I don’t know much about this website, but in this particular article, the author critiques “tear-jerkers” in 2014 films. And, she mentions our Richard Armitage twice. The Examiner
“Into the Storm” was just a poorly made movie. There were moments where characters died, but they have been such thin characters and it was so blatantly obvious that they were going to do something stupid and die, that their deaths were neither shocking nor sad. It is a troupe in a lot of disaster movies that is taken to the irritating extreme in “Into the Storm.” There are the final moments in the movie where the survivors are giving interviews about how grateful they are to be alive. It is saccharinely schmaltz at its finest. Sweet moments should have the effect of Esther Price, not flavorless generic chocolate. The ‘creative team’ behind “Into the Storm” also committed the unforgivable sin of making Richard Armitage bland. Shame on them!
And ( only Thorin mentioned, here and not Richard Armitage)
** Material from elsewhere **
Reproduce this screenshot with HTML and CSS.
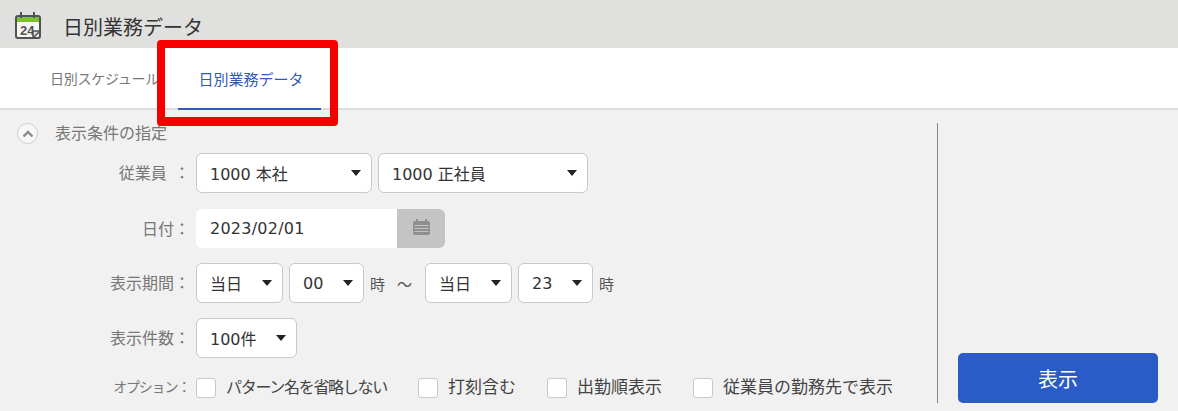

Thorin’s death in “The Hobbit: The Battle of the Five Armies” as Bilbo’s tears were both much more effective in the film than they were in the book. Once he sees that Bilbo genuinely wants to help the company of dwarves reclaim their home (something Peter Jackson heavily implied Thorin was not used to), he truly begins to value Bilbo as a friend and as a member of the company. It’s not just the hug at the end of “An Unexpected Journey” that shows Thorin’s affection and appreciation of Bilbo. In “The Desolation of Smaug,” when Thorin refuses to accept Thranduil’s help and Balin states that it was their best hope of getting out of the prison; Thorin shows faith that Bilbo will come to the rescue. When the dwarves show hesitation to get into the barrels as part of Bilbo’s escape plan, there is a wonderful character moment where he looks to Thorin for help and Thorin commands the company to do what Bilbo says. There is a wonderful deleted scene in Lake Town where Bilbo vouches for the honor of the dwarves, the look on Thorin’s face conveys the depth of his appreciation. In the book, when Thorin sent Bilbo into Smaug’s hoard, he did not specifically ask him to find the Arkenstone. In the film, Bilbo’s motives for withholding the stone are purely out of concern for Thorin’s well-being. There is also of course, the beautiful moment when Bilbo shows Thorin the acorn he planned to plant in his garden. It appears that Thorin almost breaks free of the dragon sickness. These moments really allow the audience to cry along with Bilbo when Thorin dies. In the book, Bilbo cried simply because he had a good heart. In the film, he cried because he’d lost a friend.